“Nous entrons dans la mine comme des animaux en marchant à quatre pattes et si nous nous fatiguons, nous glissons sur nos fesses” jusqu’à 70 mètres sous terre pour chercher de l’or, raconte Hardy Bisimwa, creuseur à la mine de Luhihi dans l’est de la RDC.
La mine est située à 24 km au nord de Bukavu, chef lieu du Sud-Kivu (est) Elle a attiré l’attention, il y a environs deux ans, lorsque des habitants ont découvert une colline où il était possible, selon eux, de “ramasser de l’or à fleur du sol”.
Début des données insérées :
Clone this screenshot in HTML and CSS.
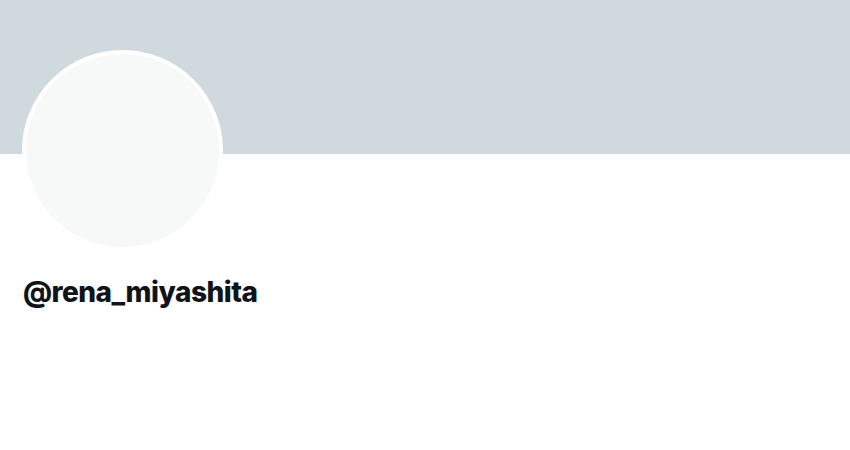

Une cité de près de 200 familles a poussé sur la colline environnante avec des habitations en bois couvertes de tentes bleues, permettant aux creuseurs artisanaux d’organiser leur vie de famille, dans l’indifférence quasi-totale de l’État.
Aucun policier n’était visible lors du passage de l’équipe de l’AFP. “Tout voleur est lynché jusqu’à ce que mort s’en suive. La justice populaire dicte sa loi” dans cette cité d’où continuent de sortir quelques grammes d’or, regrette Didier Ciza, président de la société civile du groupement de Luhihi.
Sans protection et à mains nues, des creuseurs artisanaux, torches fixées sur leurs têtes s’engouffrent chaque jour dans des galeries souterraines soutenues par des poutres circulaires.
Ils en ressortent avec des sacs contenant des morceaux de pierres, qui pourraient produire quelques grammes d’or à la fin du processus.
“On travaille sans ration. On n’a même pas le moyen de trouver du savon pour nous laver. Si on n’a pas encore trouvé la matière (de l’or) c’est difficile de manger”, se désole Hardy Bisimwa, le corps couvert de la poussière jaune de ce sol argileux.
En sept mois de travail, ce jeune diplômé du secondaire de 22 ans, a ramené de l’or “une seule fois”. “Je ne me décourage pas. Avec l’aide de Dieu, je pourrais encore en trouver pour faire vivre ma femme et mes trois enfants”, espère-t-il.
-‘Plus assez d’or’-
Bertin Muruha, jeune creuseur de 19 ans, qui a échoué à l’épreuve de baccalauréat en 2019, travaille lui aussi dans l’une des excavations souterraines, sans masque ni casque.
Il témoigne qu’il lui a fallu plus d’une année de travail avant de ramener de l’or à la surface. Portant sur sa tête un sac de pierres sorties des entrailles de la terre, il estime que son jour “approche à grands pas”.
Direction, le concasseur, la prochaine étape du processus de production de l’or avant la laverie. C’est une vielle machine bringuebalante composée d’une poulie attachée à une courroie qui permet de broyer ces pierres en petits morceaux.
Là, un ouvrier s’active dans un petit canal d’amenée d’eau pour enlever des impuretés de “la matière” broyée. Le nettoyage se fait de manière artisanale par d’autres ouvriers, ne portant ni gants ni protection, mais qui ne laissent passer aucun grain.
Le sable est méticuleusement séparé des particules métalliques retenues pour l’étape suivante. Le tamisage se fait dans une sorte de réservoir d’eau boueuse, rejetée dans la nature sans être canalisée, ni préalablement traitée.
Les grammes d’or trouvés sont aussitôt remis aux propriétaires des puits pour leur commercialisation auprès d’un comptoir d’achat à Bukavu.
“Lorsque nous évaluons l’impact environnemental, on constate que toutes nos infrastructures, routes et ponts, ont été détruites”, regrette Didier Ciza, président de la société civile du groupement de Luhihi.
N’étant pas organisés en coopératives, les creuseurs artisanaux ne participent pas à leur réhabilitation, déplore-t-il.
“Cette carrière n’a plus assez d’or. S’ils en trouvent, ça ne nous aide en rien parce que les creuseurs ramènent toute leur production à Bukavu. Nous, habitants de la cité ne bénéficions de rien du tout”, proteste Sifa Nshobole, une habitante née dans cette cité.
Le sol et le sous-sol congolais regorgent d’immenses richesses : l’or, le coltan, le cobalt… contrôlés à plusieurs endroits par des groupes armés alors que la population vit avec 1,25 dollar par jour selon la Banque mondiale.